Les États-Unis, bien entendu, n’ont pas dit leur dernier mot. Et il leur reste, pour longtemps, cet autre ressort de la puissance qu’est, sur l’ensemble de la planète, Chine et Inde comprises, la conviction inentamée que c’est encore et toujours dans leurs banques que sont, pour les capitaux, les emplois les plus lucratifs ; que c’est encore et toujours dans leurs universités que sont, pour les élites du monde, les écoles de cadres les plus performantes ; que c’est encore et toujours à la pointe de leurs entreprises de pointe que sont les sources d’innovation les plus fécondes et, derechef, les plus profitables… Reste que, si ce qui précède est exact, il faut cesser de s’étonner de voir le supposé Empire adosser son train de vie aux économies en principe dominées ; il faut s’attendre à voir celles-ci lancer un nombre grandissant d’assauts, après Morgan Stanley, Merrill Lynch ou Citibank, sur les fleurons les plus emblématiques du capitalisme US ; et on peut prédire déjà le jour où le coût du travail sera, à Shanghai ou Bombay, monté à un niveau tel qu’il deviendra plus économique de « relocaliser » , sur le territoire même des États-Unis, les marchandises destinées à leur marché et de reconstituer, de la sorte, le tissu industriel américain…

Ce n’est ni bien ni mal, c’est ainsi.
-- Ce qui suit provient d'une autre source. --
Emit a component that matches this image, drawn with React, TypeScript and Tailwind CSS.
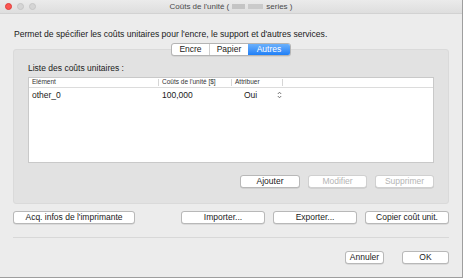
const font = { fontFamily: '"Liberation Sans", Arial, sans-serif' };

function MacButton({ label, w, disabled }: { label: string; w: string; disabled?: boolean }) {
  return (
    <div
      className={`${w} h-[13px] flex items-center justify-center rounded-[3px] bg-white border text-[8.5px] leading-none shadow-[0_0.5px_0.5px_rgba(0,0,0,0.15)] ${
        disabled ? "border-[#d0d0d0] text-[#b4b4b4]" : "border-[#b8b8b8] text-[#1a1a1a]"
      }`}
    >
      {label}
    </div>
  );
}

function Stepper() {
  return (
    <svg width="5" height="8" viewBox="0 0 5 8" fill="none" stroke="#555" strokeWidth="0.8">
      <path d="M0.8 3 L2.5 1.2 L4.2 3" />
      <path d="M0.8 5 L2.5 6.8 L4.2 5" />
    </svg>
  );
}

export default function App() {
  return (
    <div
      style={font}
      className="w-[463px] h-[278px] bg-[#ececec] border-r border-b border-[#9e9e9e] flex flex-col text-[#1a1a1a] overflow-hidden"
    >
      {/* Title bar */}
      <div className="h-[14px] shrink-0 relative flex items-center justify-center bg-gradient-to-b from-[#ebebeb] to-[#dedede] border-b border-[#d2d2d2]">
        <div className="absolute left-[5px] top-[3px] flex gap-[5px]">
          <span className="w-[7px] h-[7px] rounded-full bg-[#fc5753] border border-[#df3e3a]" />
          <span className="w-[7px] h-[7px] rounded-full bg-[#d5d5d5] border border-[#c6c6c6]" />
          <span className="w-[7px] h-[7px] rounded-full bg-[#d5d5d5] border border-[#c6c6c6]" />
        </div>
        <div className="flex items-center text-[8px] text-[#4a4a4a] leading-none">
          <span>Coûts de l'unité (</span>
          <span className="mx-[3px] flex gap-[3px] blur-[0.6px]">
            <span className="w-[13px] h-[5px] bg-[#c4c4c4]" />
            <span className="w-[15px] h-[5px] bg-[#cacaca]" />
          </span>
          <span>series )</span>
        </div>
      </div>

      {/* Body */}
      <div className="flex flex-col px-[13px]">
        <p className="mt-[15px] pl-px text-[8.6px] leading-[10px]">
          Permet de spécifier les coûts unitaires pour l'encre, le support et d'autres services.
        </p>

        {/* Segmented control */}
        <div className="relative z-10 mt-[4px] self-center flex h-[13px] rounded-[3px] border border-[#b4b4b4] bg-white text-[8.5px] leading-none overflow-hidden shadow-[0_0.5px_0.5px_rgba(0,0,0,0.12)]">
          <div className="w-[38px] flex items-center justify-center border-r border-[#cfcfcf]">Encre</div>
          <div className="w-[38px] flex items-center justify-center">Papier</div>
          <div className="w-[42px] flex items-center justify-center text-white bg-gradient-to-b from-[#6ab0fb] to-[#1c7ff7]">
            Autres
          </div>
        </div>

        {/* Group box */}
        <div className="-mt-[7px] h-[155px] rounded-[3px] bg-[#e2e2e2] border border-[#dadada] flex flex-col px-[14px]">
          <p className="mt-[13px] text-[8.5px] leading-[10px]">Liste des coûts unitaires :</p>
          <div className="mt-[4px] h-[86px] bg-white border border-[#c9c9c9] flex flex-col">
            <div className="h-[10px] flex items-center text-[6.5px] text-[#333] border-b border-[#dcdcdc] leading-none">
              <div className="w-[130px] pl-[3px] border-r border-[#d6d6d6] h-[7px] flex items-center">Elément</div>
              <div className="w-[73px] pl-[3px] border-r border-[#d6d6d6] h-[7px] flex items-center">Coûts de l'unité [$]</div>
              <div className="w-[51px] pl-[3px] border-r border-[#d6d6d6] h-[7px] flex items-center">Attribuer</div>
            </div>
            <div className="h-[14px] flex items-center text-[8.5px] leading-none">
              <div className="w-[130px] pl-[3px]">other_0</div>
              <div className="w-[73px] pl-[3px]">100,000</div>
              <div className="w-[51px] pl-[12px] flex items-center gap-[20px]">
                <span>Oui</span>
                <Stepper />
              </div>
            </div>
          </div>
          <div className="mt-[12px] flex justify-end gap-[8px]">
            <MacButton label="Ajouter" w="w-[60px]" />
            <MacButton label="Modifier" w="w-[59px]" disabled />
            <MacButton label="Supprimer" w="w-[59px]" disabled />
          </div>
        </div>

        {/* Secondary buttons */}
        <div className="mt-[7px] flex items-center">
          <MacButton label="Acq. infos de l'imprimante" w="w-[122px]" />
          <div className="ml-auto flex gap-[8px]">
            <MacButton label="Importer..." w="w-[84px]" />
            <MacButton label="Exporter..." w="w-[84px]" />
            <MacButton label="Copier coût unit." w="w-[84px]" />
          </div>
        </div>

        <div className="mt-[13px] h-px bg-[#d8d8d8]" />

        <div className="mt-[13px] flex justify-end gap-[18px]">
          <MacButton label="Annuler" w="w-[39px]" />
          <MacButton label="OK" w="w-[47px]" />
        </div>
      </div>
    </div>
  );
}
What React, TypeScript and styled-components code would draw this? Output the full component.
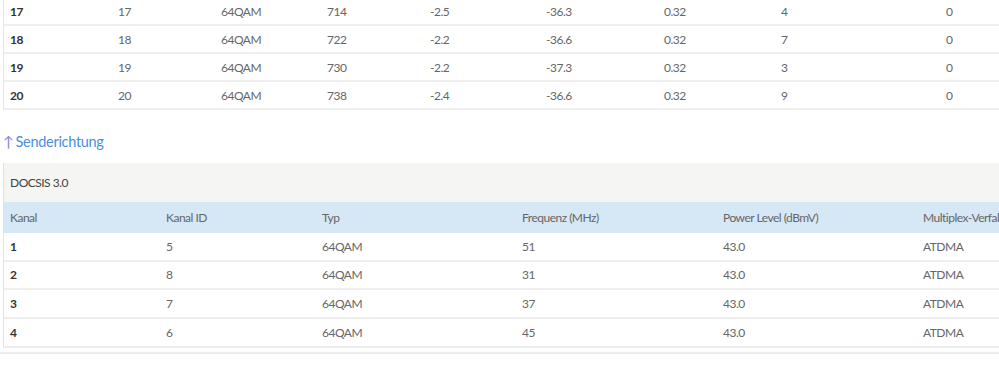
import { FC } from 'react';
import styled, { createGlobalStyle } from 'styled-components';

const Global = createGlobalStyle`
  html, body { margin: 0; padding: 0; background: #fff; overflow: hidden; }
  body {
    font-family: "Source Sans Pro", Lato, "Open Sans", sans-serif;
    font-size: 12px;
    letter-spacing: -0.5px;
    color: #555;
  }
`;

const Page = styled.div`
  width: 999px;
  height: 366px;
  overflow: hidden;
  padding-left: 3px;
  box-sizing: border-box;
`;

const DownTable = styled.div`
  margin-top: -2px;
  border-left: 1px solid #e6e6e6;
`;

type ColProps = { cols: string };

const Row = styled.div<ColProps>`
  display: grid;
  grid-template-columns: ${(p) => p.cols};
  height: 28px;
  align-items: center;
  border-bottom: 2px solid #eeeeee;
  box-sizing: border-box;
`;

const Cell = styled.div<{ bold?: boolean }>`
  padding-left: 6px;
  white-space: nowrap;
  font-weight: ${(p) => (p.bold ? 700 : 400)};
  color: ${(p) => (p.bold ? '#333' : '#666')};
`;

const Heading = styled.div`
  margin: 20px 0 11px 0;
  font-size: 14.5px;
  letter-spacing: -0.3px;
  color: #4a8fe0;
  display: flex;
  align-items: center;
  gap: 2px;
  height: 22px;
`;

const Arrow = styled.span`
  color: #7d86dc;
`;

const Panel = styled.div`
  border-left: 1px solid #e2e2e2;
  border-bottom: 2px solid #ececec;
  width: 1200px;
`;

const PanelTitle = styled.div`
  background: #f5f5f3;
  height: 39px;
  display: flex;
  align-items: center;
  padding-left: 6px;
  color: #444;
`;

const HeadRow = styled(Row)`
  background: #d6e7f5;
  height: 31px;
  border-bottom: none;
  color: #555;
`;

const UpRow = styled(Row)`
  height: 28.5px;
  &:last-child { border-bottom: none; height: 27px; }
`;

const Footer = styled.div`
  margin: 4px 0 0 -3px;
  border-top: 2px solid #ececec;
`;

const downCols = '108px 103px 106px 103px 116px 118px 117px 165px 1fr';
const upCols = '156px 156px 200px 201px 200px 1fr';

const down = [
  ['17', '17', '64QAM', '714', '-2.5', '-36.3', '0.32', '4', '0'],
  ['18', '18', '64QAM', '722', '-2.2', '-36.6', '0.32', '7', '0'],
  ['19', '19', '64QAM', '730', '-2.2', '-37.3', '0.32', '3', '0'],
  ['20', '20', '64QAM', '738', '-2.4', '-36.6', '0.32', '9', '0'],
];

const up = [
  ['1', '5', '64QAM', '51', '43.0', 'ATDMA'],
  ['2', '8', '64QAM', '31', '43.0', 'ATDMA'],
  ['3', '7', '64QAM', '37', '43.0', 'ATDMA'],
  ['4', '6', '64QAM', '45', '43.0', 'ATDMA'],
];

const App: FC = () => {
  return (
    <Page>
      <Global />
      <DownTable>
        {down.map((r) => (
          <Row cols={downCols} key={r[0]}>
            {r.map((c, i) => (
              <Cell key={i} bold={i === 0}>{c}</Cell>
            ))}
          </Row>
        ))}
      </DownTable>
      <Heading>
        <Arrow>↑</Arrow>Senderichtung
      </Heading>
      <Panel>
        <PanelTitle>DOCSIS 3.0</PanelTitle>
        <HeadRow cols={upCols}>
          <Cell>Kanal</Cell>
          <Cell>Kanal ID</Cell>
          <Cell>Typ</Cell>
          <Cell>Frequenz (MHz)</Cell>
          <Cell>Power Level (dBmV)</Cell>
          <Cell>Multiplex-Verfahren</Cell>
        </HeadRow>
        {up.map((r) => (
          <UpRow cols={upCols} key={r[0]}>
            {r.map((c, i) => (
              <Cell key={i} bold={i === 0}>{c}</Cell>
            ))}
          </UpRow>
        ))}
      </Panel>
      <Footer />
    </Page>
  );
};

export default App;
C’est une autre composante du prochain ordre du monde. Avec la multitude de problèmes politiques qui ne manqueront pas de se poser et dont le législateur, la presse, les candidats à la présidentielle commencent de prendre conscience. Statut des fonds souverains ? Tentation, ou non, du protectionnisme ? Continuera-t-on, comme en 2005, d’opposer des considérations de sécurité nationale au fait qu’une compagnie pétrolière chinoise prenne le contrôle d’Unocal ou une compagnie émiratie celui du port de New York ? Attitude, enfin, des tout-puissants syndicats lorsqu’ils verront tel conglomérat asiatique, responsable de la mise en quasi-faillite de leurs bonnes vieilles entreprises, offrir de racheter à vil prix ce qui reste de celles-ci ? Telle est la nouvelle règle du jeu. Telles seront, dans la mondialisation qui vient, les règles du nouveau « new deal ».